Я сорвался. Я почти кричал. И кричал на улице, вызывая удивление или радость прохожих. И кричал я на Викторию. По моим понятиям, мое состояние было близко к истерическому. Все получалось стыдно, позорно, и сам себе я казался гнусным, омерзительным существом.
Две ладони Виктории обхватили кисть моей правой руки, ставшую кулаком.
– Успокойся, Василий, успокойся… Ты в досаде… Может быть, и на самого себя… Но все пройдет…
Она сразу же ощутила, что ее прикосновение сейчас мне не по душе, и отвела руки.
– Я успокоился, – заверил я ее. – Я уже спокоен…
Виктория закурила.
– Не дождавшись тебя, – сказала она, – она не боролась с болезнью и не противилась гибели…
Лучше бы она не произносила этого. Снова во мне вскипел раздосадованный, обиженный, гадкий человек.
– Опять! Опять все это из фантазий и игр!.. Ах, как сладко будет умирать, зная, что обо мне будут жалеть и плакать надо мной, и как горько станет тем, кого со мной не допустят проститься!.. У меня есть приятель. Он каждый раз после тяжких перепоев пересматривает списки знакомых, кого следует звать на его поминки, а кого нет… Каждый раз кого-то вычеркивает, кого-то вписывает. И потирает руки. «Эта свинья не нажрется надо мной на халяву… а этот гусь расстроится, ему будет стыдно, и он, может, прослезится»…
– Василий, ты говоришь не то, – сказала Вика обиженно. – Ты даже не сердишься, а злишься… И ты несправедлив…
– Вика, возможно, то, что воздушно существует или не существует между мной и Юлией Ивановной… и… и… вашим семейством, я называю совсем не теми словами… но одно прошу иметь в виду… Выяснилось, что я, низкий грешник, делами и помыслами, еще и человек с предрассудками, может быть и домостроевскими… И еще копошатся во мне какие-то понятия о чести…
– Но ведь ты не знаешь правду о Юлии…
– Не знаю, – согласился я. – И вряд ли когда узнаю.
– Но ты и не хочешь ее узнать, – печально произнесла Виктория. Она потушила сигарету и сказала: – Ну что ж… И по поводу нашей с тобой… стародавней… истории ты тоже не желал бы иметь разъяснения?

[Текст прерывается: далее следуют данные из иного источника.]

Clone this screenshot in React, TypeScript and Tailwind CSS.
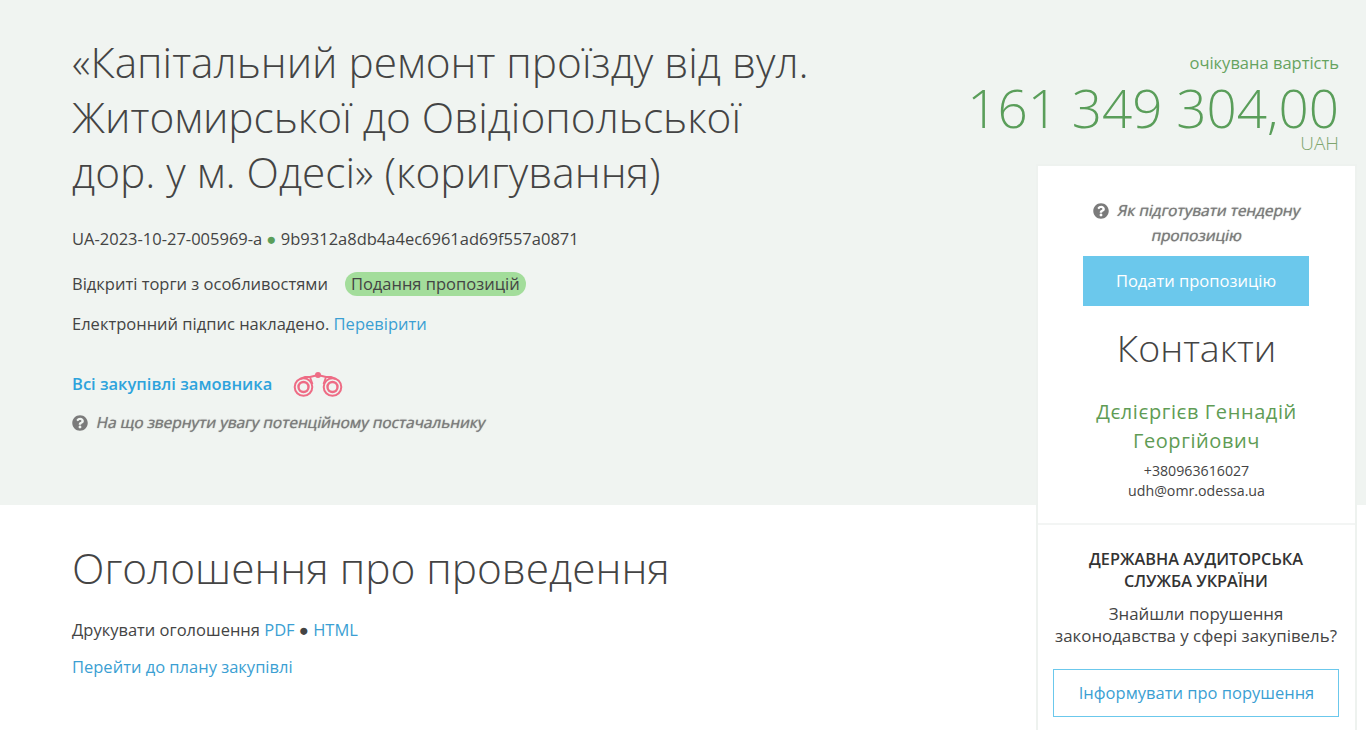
import React from "react";

const font = { fontFamily: '"Open Sans", sans-serif' };

function Help({ className }: { className: string }) {
  return (
    <svg viewBox="0 0 512 512" className={className} fill="#7b7b7b">
      <path d="M504 256c0 137-111 248-248 248S8 393 8 256 119 8 256 8s248 111 248 248zM262.7 90c-54.500 0-89.300 23-116.500 63.800-3.500 5.300-2.300 12.400 2.700 16.300l34.700 26.300c5.200 3.900 12.600 3 16.700-2.100 17.900-22.700 30.100-35.800 57.300-35.800 20.400 0 45.700 13.100 45.700 33 0 15-12.400 22.700-32.600 34-23.600 13.200-54.800 29.700-54.800 70.900V300c0 6.600 5.400 12 12 12h56c6.600 0 12-5.400 12-12v-1.300c0-28.600 83.500-29.800 83.500-107.200C379.400 133.200 319 90 262.700 90zM256 339.500c-25.500 0-46.200 20.700-46.200 46.200 0 25.500 20.700 46.300 46.200 46.300s46.200-20.700 46.200-46.200-20.700-46.300-46.200-46.300z" />
    </svg>
  );
}

function Binoculars() {
  return (
    <svg viewBox="0 0 52 28" className="w-[52px] h-[28px] ml-[20px] mt-[2px]" fill="none" stroke="#ee6c85">
      <circle cx="11.500" cy="16" r="8.800" strokeWidth="2" />
      <circle cx="11.500" cy="16" r="5" strokeWidth="2.400" />
      <circle cx="40.500" cy="16" r="8.800" strokeWidth="2" />
      <circle cx="40.500" cy="16" r="5" strokeWidth="2.400" />
      <path d="M8 8 L13 6 L18 6 L26 4 L34 6 L39 6 L44 8" strokeWidth="2" />
      <path d="M18 6 L20.500 13 M34 6 L31.500 13" strokeWidth="1.800" />
      <circle cx="26" cy="4" r="3" fill="#ee6c85" stroke="none" />
    </svg>
  );
}

export default function App() {
  return (
    <div style={font} className="relative h-[730px] overflow-hidden bg-white text-[#444444] text-[16.5px]">
      <header className="h-[505px] bg-[#f0f4f1] flex justify-between pl-[72px] pr-[27px] pt-[34px]">
        <div className="w-[760px]">
          <h1 className="text-[42.400px] leading-[55px] font-light m-0">
            «Капітальний ремонт проїзду від вул. Житомирської до Овідіопольської дор. у м. Одесі» (коригування)
          </h1>
          <p className="mt-[28px] leading-[24px]">
            UA-2023-10-27-005969-a <span className="text-[#5a9e5a]">●</span> 9b9312a8db4a4ec6961ad69f557a0871
          </p>
          <div className="mt-[20px] flex items-center h-[26px]">
            <span>Відкриті торги з особливостями</span>
            <span className="ml-[17px] rounded-full bg-[#a3dd9b] px-[6px] h-[24px] leading-[24px]">Подання пропозицій</span>
          </div>
          <p className="mt-[15px] leading-[24px]">
            Електронний підпис накладено. <span className="text-[#3b9fd3]">Перевірити</span>
          </p>
          <div className="mt-[35px] flex items-center h-[26px]">
            <span className="font-semibold text-[#2ea3dc]">Всі закупівлі замовника</span>
            <Binoculars />
          </div>
          <div className="mt-[14px] flex items-center h-[24px] text-[15.350px] text-[#7b7b7b] [text-shadow:0_0_1px_#7b7b7b]">
            <Help className="w-[16px] h-[16px] mr-[9px]" />
            <span className="inline-block -skew-x-12">На що звернути увагу потенційному постачальнику</span>
          </div>
        </div>
        <div className="text-right">
          <div className="mt-[17px] leading-[24px] text-[#66a35f]">очікувана вартість</div>
          <div className="text-[53px] leading-[50px] font-light text-[#5a9e5a] mt-[8px]">161 349 304,00</div>
          <div className="text-[19px] leading-[20px] font-light text-[#7fa66f]">UAH</div>
        </div>
      </header>

      <section className="pl-[72px] pt-[35px]">
        <h2 className="text-[42.400px] leading-[55px] font-light">Оголошення про проведення</h2>
        <p className="mt-[23px] leading-[24px]">
          Друкувати оголошення <span className="text-[#3b9fd3]">PDF</span> ● <span className="text-[#3b9fd3]">HTML</span>
        </p>
        <p className="mt-[13px] leading-[24px] text-[#3b9fd3]">Перейти до плану закупівлі</p>
      </section>

      <aside className="absolute left-[1036px] top-[164px] w-[321px] border-2 border-[#eef2ef] bg-white text-center">
        <div className="h-[357px] pt-[32px] flex flex-col items-center">
          <div className="w-[240px] text-[15.350px] text-[#7b7b7b] [text-shadow:0_0_1px_#7b7b7b] leading-[25px]">
            <div className="flex items-center justify-center">
              <Help className="w-[16px] h-[16px] mr-[9px]" />
              <span className="inline-block -skew-x-12">Як підготувати тендерну</span>
            </div>
            <div className="-skew-x-12">пропозицію</div>
          </div>
          <div className="mt-[8px] ml-[-1px] w-[226px] h-[50px] bg-[#6bc8ec] text-white leading-[50px]">Подати пропозицію</div>
          <div className="mt-[14px] text-[37.500px] leading-[56px] font-light">Контакти</div>
          <div className="mt-[21px] w-[260px] text-[20px] leading-[29px] text-[#5f9c55] tracking-[0.58px]">Дєлієргієв Геннадій Георгійович</div>
          <div className="mt-[6px] text-[14.200px] leading-[20px]">+380963616027</div>
          <div className="text-[14.200px] leading-[20px]">udh@omr.odessa.ua</div>
        </div>
        <div className="border-t-2 border-[#f3f5f4] pl-[15px] pr-[16px] pt-[23px] h-[220px]">
          <div className="font-semibold text-[16.300px] leading-[22px] text-[#333333]">
            ДЕРЖАВНА АУДИТОРСЬКА<br />СЛУЖБА УКРАЇНИ
          </div>
          <div className="mt-[11px] text-[16.850px] leading-[22px]">Знайшли порушення законодавства у сфері закупівель?</div>
          <div className="mt-[22px] h-[48px] border border-[#6bc8ec] text-[#3b9fd3] leading-[45px] pl-px">Інформувати про порушення</div>
        </div>
      </aside>
    </div>
  );
}
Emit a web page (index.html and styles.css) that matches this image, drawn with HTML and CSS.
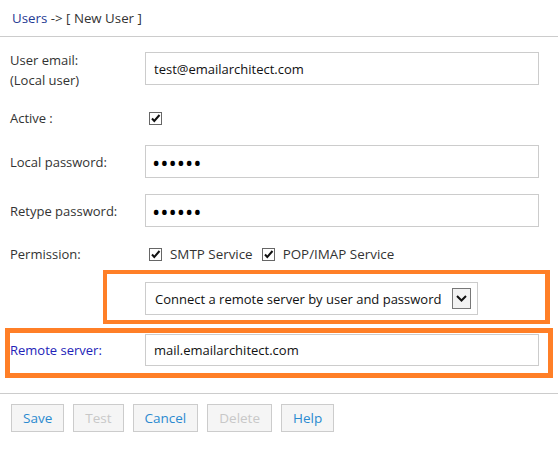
FILE: index.html
```html
<!DOCTYPE html>
<html lang="en">
<head>
    <meta charset="UTF-8">
    <meta name="viewport" content="width=device-width, initial-scale=1.0">
    <title>New User</title>
    <link rel="stylesheet" href="styles.css">
</head>
<body>
    <header class="crumb">
        <a href="#" class="crumb-link">Users</a> -&gt; [ New User ]
    </header>
    <main class="form">
        <div class="row row-email">
            <label class="label" for="email">User email:<br>(Local user)</label>
            <input type="text" id="email" class="field" value="test@emailarchitect.com">
        </div>

        <div class="row row-small">
            <span class="label">Active<span class="colon">:</span></span>
            <span class="check"><svg width="13" height="13" viewBox="0 0 13 13"><path d="M3 6.5 L5.3 9 L10.5 3" fill="none" stroke="#111" stroke-width="2"/></svg></span>
        </div>

        <div class="row row-pass">
            <label class="label" for="pass">Local password:</label>
            <input type="password" id="pass" class="field field-pass" value="123456">
        </div>

        <div class="row row-retype">
            <label class="label" for="retype">Retype password:</label>
            <input type="password" id="retype" class="field field-pass" value="123456">
        </div>

        <div class="row row-perm">
            <span class="label">Permission:</span>
            <span class="check"><svg width="13" height="13" viewBox="0 0 13 13"><path d="M3 6.5 L5.3 9 L10.5 3" fill="none" stroke="#111" stroke-width="2"/></svg></span>
            <span class="check-text">SMTP Service</span>
            <span class="check"><svg width="13" height="13" viewBox="0 0 13 13"><path d="M3 6.5 L5.3 9 L10.5 3" fill="none" stroke="#111" stroke-width="2"/></svg></span>
            <span class="check-text">POP/IMAP Service</span>
        </div>

        <!-- highlighted: connection type -->
        <div class="mark mark-select">
            <div class="select">
                <span class="select-text">Connect a remote server by user and password</span>
                <span class="select-arrow"><svg width="11" height="7" viewBox="0 0 11 7"><path d="M1 1 L5.5 5.5 L10 1" fill="none" stroke="#111" stroke-width="2"/></svg></span>
            </div>
        </div>

        <!-- highlighted: remote server -->
        <div class="mark mark-server">
            <div class="row row-server">
                <label class="label label-blue" for="server">Remote server:</label>
                <input type="text" id="server" class="field" value="mail.emailarchitect.com">
            </div>
        </div>
    </main>

    <div class="buttons">
        <button class="btn">Save</button>
        <button class="btn" disabled>Test</button>
        <button class="btn">Cancel</button>
        <button class="btn" disabled>Delete</button>
        <button class="btn">Help</button>
    </div>
</body>
</html>
```

FILE: styles.css
```css
body {
    margin: 0;
    padding: 0;
    background: white;
    font-family: "Open Sans", "Noto Sans", Arial, sans-serif;
    font-size: 13px;
    color: #333;
}

.crumb {
    height: 37px;
    line-height: 36px;
    padding-left: 12px;
    font-size: 13.3px;
    color: #333;
    border-bottom: 1px solid #ccc;
    box-sizing: border-box;
}

.crumb-link {
    color: #1f3a93;
    text-decoration: none;
}

.form {
    padding-top: 13px;
}

.row {
    display: flex;
    align-items: center;
    padding-left: 10px;
}

.label {
    width: 135px;
    flex-shrink: 0;
    line-height: 20px;
}

.colon {
    margin-left: 3px;
}

.label-blue {
    color: #2323b8;
}

.field {
    width: 394px;
    height: 33px;
    box-sizing: border-box;
    border: 1px solid #ccc;
    padding: 0 8px;
    font-family: inherit;
    font-size: 13px;
    color: #111;
    margin: 0;
    outline: none;
}

.field-pass {
    font-size: 22px;
    letter-spacing: 0;
    padding-left: 6px;
    color: #000;
}

.row-email {
    align-items: flex-start;
}

.row-email .field {
    margin-top: 2px;
}

.row-small {
    margin-top: 18px;
    height: 20px;
}

.row-pass {
    margin-top: 17px;
}

.row-retype {
    margin-top: 16px;
}

.row-perm {
    margin-top: 17px;
    height: 20px;
}

.check {
    width: 13px;
    height: 13px;
    box-sizing: border-box;
    border: 1px solid #666;
    background: white;
    display: flex;
    margin-left: 4px;
}

.check svg {
    margin: -1px;
}

.check-text {
    margin-left: 8px;
    margin-right: 9px;
    font-size: 13.4px;
}

.check-text + .check {
    margin-left: 0;
}

.mark {
    border: 4px solid #ff7f27;
}

.mark-select {
    margin: 6px 0 0 103px;
    padding: 8px 0 5px 38px;
    width: 400px;
    border-width: 4px 5px 4px 4px;
}

.select {
    width: 333px;
    height: 33px;
    box-sizing: border-box;
    border: 1px solid #ccc;
    display: flex;
    align-items: center;
    padding: 0 6px 0 9px;
    color: #111;
}

.select-text {
    flex: 1;
}

.select-arrow {
    width: 19px;
    height: 21px;
    box-sizing: border-box;
    border: 1px solid #777;
    background: #f2f2f2;
    display: flex;
    align-items: center;
    justify-content: center;
}

.mark-server {
    border-width: 5px;
    margin: 4px 5px 0 5px;
    padding: 1px 0 7px 0;
}

.mark-server .row {
    padding-left: 0;
}

.mark-server .field {
    height: 32px;
}

.buttons {
    margin-top: 15px;
    border-top: 1px solid #ccc;
    padding: 10px 0 0 11px;
    display: flex;
    gap: 9px;
}

.btn {
    height: 28px;
    padding: 0 11px;
    background: #f5f5f5;
    border: 1px solid #ccc;
    color: #2b8ad0;
    font-family: inherit;
    font-size: 13.5px;
    cursor: pointer;
}

.btn:disabled {
    color: #c8c8c8;
    cursor: default;
}
```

Она глядела мне в глаза, и я почувствовал, что она, совершенно неизвестная мне Виктория Ивановна Пантелеева, похоже, забыла о младшей сестре и собственной миссии посредницы. Я ощутил приближение знакомой опасности.
– Нет, не хотел бы, – не сразу сказал я.
– И тебя не интересует… случай… уже мой случай… с Пантелеевым?
– Нет, – сказал я.
– Почему?
– Разъяснения все бы усложнили. Или бы открылись еще одни жертвоприношения. Я же хочу простоты. А простота моя состоит вот в чем. Я человек не свободный. Во мне и у меня нет свободы. Я от всего зависим. Во мне живут страхи, и я не знаю, чем они порождены. А стало быть, я не способен к любви. И отстаньте вы от меня, ради Бога!
– Василий, милый ты мой… Ну что ты говоришь неправду о себе… И нас извини… Более мы не будем навязывать тебе себя!
Ее руки, ее пальцы снова обхватывали, даря успокоение, мой кулак, мне было больно, сладко, и сейчас же вызрела потребность освободиться от этих успокоений, опасностей и несвобод, да как бы она еще не лобызнула меня в лоб (именно лобызнула!) на манер своей матери, я, не рассчитав сил, отверг ее руки и оттолкнул от себя Вику, она чуть не упала, кольцо, стягивающее ее волосы, свалилось на землю, светло-русые крылья метнулись в стороны, я бросился от Вики, и все же мне втемяшилось укрепить раздор с ней нанесением обиды, я выкрикнул:
– У вас с Пантелеевым своя жизнь, и не лезь мне в душу!
– Василий, погоди… – слышалось мне вслед.
Я наткнулся на мужчину в берете и с тростью в руке, возможно из художников с Верхней Масловки, чуть не сбил его с ног, получил заслуженное:
– Неврастеник! Что же ты так паскудно обращаешься с дамой!
– А пошел бы ты, мужик! – выкрикнул я и побежал переулком к путепроводу на Бумажный проезд.
Раздраженный, взвинченный, но стараясь утишить себя, я вошел на седьмом этаже в свою рабочую коморку и увидел в ней девицу Нинулю.
Девица или дева Нинуля, она же Нина Иосифовна Белугина, сидела на моем стуле, подниматься с него желания не проявила, и я опустился на стул «посетительский».
– Разве ты сегодня? – спросил я.
– Я-я-я… – протянула Нинуля и сигаретный пепел ссыпала в стоявшую у меня жестяную банку со скрепками.
– А Зинаида?
– А Зинаида взяла отгул и у кого-то нынче в веселых гостях. Или невеселых.
– Понятно, – промычал я.
– А что это ты такой взъерошенный? – поинтересовалась Нинуля. – И будто запыхался…
– Соседи опять скандалили, – сказал я. Нинуля знала о моих соседях.